▶ **EXERCISE PROMPT**
Print the listing from its top line through the line containing "import React from 'react';", nothing more, and leave out the pictures.

▶ **DATA SHOWN**
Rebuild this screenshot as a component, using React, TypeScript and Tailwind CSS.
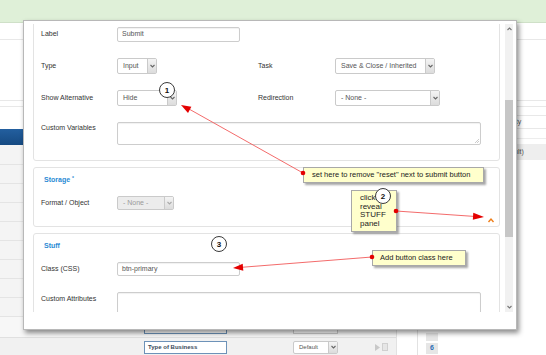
import React from 'react';

const Chevron = ({ dir = 'down', color = '#666' }: { dir?: 'down' | 'up'; color?: string }) => (
  <svg width="5" height="4" viewBox="0 0 5 4">
    <polyline
      points={dir === 'down' ? '0.5,1 2.5,3 4.5,1' : '0.5,3 2.5,1 4.5,3'}
      fill="none"
      stroke={color}
      strokeWidth="1.1"
    />
  </svg>
);

function Select({ className, text, disabled }: { className: string; text: string; disabled?: boolean }) {
  return (
    <div
      className={`flex h-full items-stretch rounded-[2px] border border-[#cacaca] ${
        disabled ? 'bg-[#ececec] text-[#9a9a9a]' : 'bg-white text-[#555]'
      } ${className}`}
    >
      <div className="flex flex-1 items-center pl-[5px] truncate">{text}</div>
      <div className="flex w-[9px] items-center justify-center border-l border-[#cacaca] bg-gradient-to-b from-[#f4f4f4] to-[#dcdcdc]">
        <Chevron color={disabled ? '#aaa' : '#666'} />
      </div>
    </div>
  );
}

function Input({ className, value }: { className: string; value: string }) {
  return (
    <div className={`flex h-full items-center rounded-[2px] border border-[#cdcdcd] bg-white pl-[4px] text-[#555] shadow-[inset_0_1px_1px_rgba(0,0,0,0.06)] ${className}`}>
      {value}
    </div>
  );
}

function TextArea({ className }: { className: string }) {
  return (
    <div className={`relative rounded-[2px] border border-[#cdcdcd] bg-white shadow-[inset_0_1px_1px_rgba(0,0,0,0.06)] ${className}`}>
      <svg className="absolute bottom-[1px] right-[1px]" width="4" height="4" viewBox="0 0 4 4">
        <line x1="0" y1="4" x2="4" y2="0" stroke="#aaa" strokeWidth="0.6" />
        <line x1="2" y1="4" x2="4" y2="2" stroke="#aaa" strokeWidth="0.6" />
      </svg>
    </div>
  );
}

const Label = ({ children }: { children: React.ReactNode }) => (
  <div className="flex items-center text-[#333]">{children}</div>
);

const SectionTitle = ({ children }: { children: React.ReactNode }) => (
  <div className="ml-[3px] flex h-[9px] items-center font-bold text-[#2a8ad4]">{children}</div>
);

function BackgroundPage() {
  return (
    <div className="flex h-full flex-col">
      <div className="h-[23px] shrink-0 border-b border-[#cfe0c8] bg-[#dff0d8]" />
      <div className="flex flex-1">
        {/* left column */}
        <div className="flex w-[397px] flex-col border-r border-[#e2e2e2]">
          <div className="h-[17px] border-b border-[#e8e8e8]" />
          <div className="h-[61px] border-b border-[#e8e8e8]" />
          <div className="h-[6px] border-b border-[#e8e8e8]" />
          <div className="h-[22px]" />
          <div className="h-[16px] bg-gradient-to-b from-[#235f9f] to-[#164a82]" />
          <div className="h-[20px] border-b border-[#e4e4e4] bg-[#f4f4f4]" />
          {Array.from({ length: 8 }).map((_, i) => (
            <div key={i} className="h-[19px] border-b border-[#e4e4e4] bg-[#f4f4f4]" />
          ))}
          <div className="flex h-[21px] items-end border-b border-[#e0e0e0] bg-[#f7f7f7] pb-[3px]">
            <div className="ml-[144px] h-[13px] w-[83px] border border-[#6d92b8] bg-white" />
            <div className="ml-[66px] h-[13px] w-[45px] border border-[#ccc] bg-white" />
          </div>
          <div className="flex h-[18px] items-center bg-[#f1f1f1] text-[6px]">
            <div className="ml-[144px] flex h-[13px] w-[83px] items-center border border-[#6d92b8] bg-white pl-[3px] font-bold text-[#3a4a5a]">
              Type of Business
            </div>
            <div className="ml-[66px] h-[13px] w-[45px] text-[6px]">
              <Select className="w-[45px]" text="Default" />
            </div>
            <div className="ml-[37px] flex items-center gap-[2px]">
              <svg width="5" height="7" viewBox="0 0 5 7">
                <polygon points="0,0 5,3.5 0,7" fill="#c8c8c8" />
              </svg>
              <div className="h-[8px] w-[6px] border border-[#d0d0d0] bg-[#e6e6e6]" />
            </div>
          </div>
        </div>
        <div className="w-[20px]" />
        {/* right column */}
        <div className="flex flex-1 flex-col border-l border-[#e2e2e2] text-[7px] text-[#555]">
          <div className="h-[17px] border-b border-[#e8e8e8]" />
          <div className="h-[61px] border-b border-[#e8e8e8]" />
          <div className="h-[6px] border-b border-[#e8e8e8]" />
          <div className="h-[9px] border-b border-[#e8e8e8]" />
          <div className="flex h-[13px] items-center border-b border-[#e8e8e8] pl-[78px]">Visibility</div>
          <div className="h-[10px] border-b border-[#ededed]" />
          <div className="h-[5px]" />
          <div className="flex h-[16px] items-center bg-[#eeeeee] pl-[79px]">(Default)</div>
          <div className="flex-1" />
          <div className="mb-[2px] ml-[8px] h-[8px] w-[12px] bg-[#e6e6e6]" />
          <div className="mb-[2px] ml-[8px] flex h-[11px] w-[12px] items-center justify-center bg-[#e6e6e6] text-[7px] font-bold text-[#2a6db5]">
            6
          </div>
        </div>
      </div>
    </div>
  );
}

function Modal() {
  return (
    <div className="absolute left-[23px] top-[20px] h-[310px] w-[494px] border border-[#b8b8b8] bg-white shadow-[2px_3px_5px_rgba(0,0,0,0.45)]">
      <div className="flex gap-[5px] pl-[9px] pr-[3px] pt-[3px] text-[7px]">
        <div className="h-[288px] w-[467px] overflow-hidden">
          {/* Section 1 */}
          <section className="-mt-[8px] flex flex-col gap-[16px] rounded-[3px] border border-[#e3e3e3] pb-[15px] pl-[7px] pt-[10px]">
            <div className="grid h-[15px] grid-cols-[76px_141px_77px_1fr]">
              <Label>Label</Label>
              <Input className="w-[123px]" value="Submit" />
            </div>
            <div className="grid h-[16px] grid-cols-[76px_141px_77px_1fr]">
              <Label>Type</Label>
              <Select className="w-[40px]" text="Input" />
              <Label>Task</Label>
              <Select className="w-[100px]" text="Save & Close / Inherited" />
            </div>
            <div className="grid h-[16px] grid-cols-[76px_141px_77px_1fr]">
              <Label>Show Alternative</Label>
              <Select className="w-[60px]" text="Hide" />
              <Label>Redirection</Label>
              <Select className="w-[105px]" text="- None -" />
            </div>
            <div className="grid h-[23px] grid-cols-[76px_1fr]">
              <div className="pt-[1px] text-[#333]">Custom Variables</div>
              <TextArea className="h-[23px] w-[364px]" />
            </div>
          </section>

          {/* Section 2 */}
          <section className="mt-[6px] flex flex-col gap-[11px] rounded-[3px] border border-[#e3e3e3] pb-[16px] pl-[7px] pt-[8px]">
            <SectionTitle>
              Storage<sup className="ml-[2px] text-[5px]">*</sup>
            </SectionTitle>
            <div className="grid h-[14px] grid-cols-[76px_1fr]">
              <Label>Format / Object</Label>
              <Select className="w-[57px]" text="- None -" disabled />
            </div>
          </section>

          {/* Section 3 */}
          <section className="mt-[6px] flex flex-col rounded-[3px] border border-[#e3e3e3] pl-[7px] pt-[8px]">
            <SectionTitle>Stuff</SectionTitle>
            <div className="mt-[11px] grid h-[14px] grid-cols-[76px_1fr]">
              <Label>Class (CSS)</Label>
              <Input className="w-[123px]" value="btn-primary" />
            </div>
            <div className="mt-[16px] grid grid-cols-[76px_1fr]">
              <div className="pt-[2px] text-[#333]">Custom Attributes</div>
              <TextArea className="h-[30px] w-[364px]" />
            </div>
          </section>
        </div>

        {/* scrollbar */}
        <div className="flex h-[288px] w-[8px] flex-col items-center bg-[#f1f1f1]">
          <div className="flex h-[10px] items-center justify-center">
            <Chevron dir="up" color="#777" />
          </div>
          <div className="h-[66px]" />
          <div className="h-[137px] w-full bg-[#c6c6c6]" />
          <div className="flex-1" />
          <div className="flex h-[10px] items-center justify-center">
            <Chevron color="#777" />
          </div>
        </div>
      </div>
    </div>
  );
}

function Annotations() {
  const box =
    'absolute border border-[#a8a8a8] bg-[#ffffcc] text-[7.5px] leading-[8.5px] text-[#222] shadow-[2px_2px_2px_rgba(0,0,0,0.35)]';
  return (
    <>
      <div className={`${box} left-[303px] top-[167px] flex h-[16px] w-[181px] items-center pl-[8px]`}>
        set here to remove "reset" next to submit button
      </div>
      <div className={`${box} left-[351px] top-[190px] h-[42px] w-[46px] pl-[8px] pt-[3px] text-[8px] leading-[8.7px]`}>
        click
        <br />
        reveal
        <br />
        STUFF
        <br />
        panel
      </div>
      <div className={`${box} left-[372px] top-[250px] flex h-[16px] w-[94px] items-center pl-[7px]`}>
        Add button class here
      </div>

      <svg className="pointer-events-none absolute left-0 top-0" width="546" height="355" viewBox="0 0 546 355">
        <g stroke="#f25a5a" strokeWidth="0.9">
          <line x1="303" y1="173" x2="189" y2="109" />
          <line x1="396" y1="211" x2="474" y2="216.4" />
          <line x1="372" y1="257" x2="243" y2="267.2" />
        </g>
        <g fill="#e40000">
          <polygon points="181,105 191.4,106.8 188,113" />
          <polygon points="484,217 473.3,212.8 472.8,219.7" />
          <polygon points="233,268 243.3,270.7 242.7,263.7" />
          <circle cx="303" cy="173" r="2.3" />
          <circle cx="396" cy="211" r="2.3" />
          <circle cx="372" cy="257" r="2.3" />
        </g>
        <polyline points="488.5,222 491,219 493.5,222" fill="none" stroke="#ef7f1a" strokeWidth="1.4" />
        <g fill="#fff" stroke="#3a3a3a" strokeWidth="1">
          <circle cx="167" cy="90" r="7.5" />
          <circle cx="383" cy="196" r="7.5" />
          <circle cx="219" cy="244" r="7.5" />
        </g>
        <g
          fontFamily="'Liberation Sans', Arial, sans-serif"
          fontSize="8"
          fontWeight="bold"
          fill="#111"
          textAnchor="middle"
        >
          <text x="167" y="93">1</text>
          <text x="383" y="199">2</text>
          <text x="219" y="247">3</text>
        </g>
      </svg>
    </>
  );
}

export default function App() {
  return (
    <div className="relative h-[355px] w-[546px] overflow-hidden bg-white font-['Liberation_Sans',Arial,sans-serif]">
      <BackgroundPage />
      <Modal />
      <Annotations />
    </div>
  );
}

▶ **RESPONSE TO THE TASK**
Rebuild this screenshot as a component, using React, TypeScript and Tailwind CSS.
import React from 'react';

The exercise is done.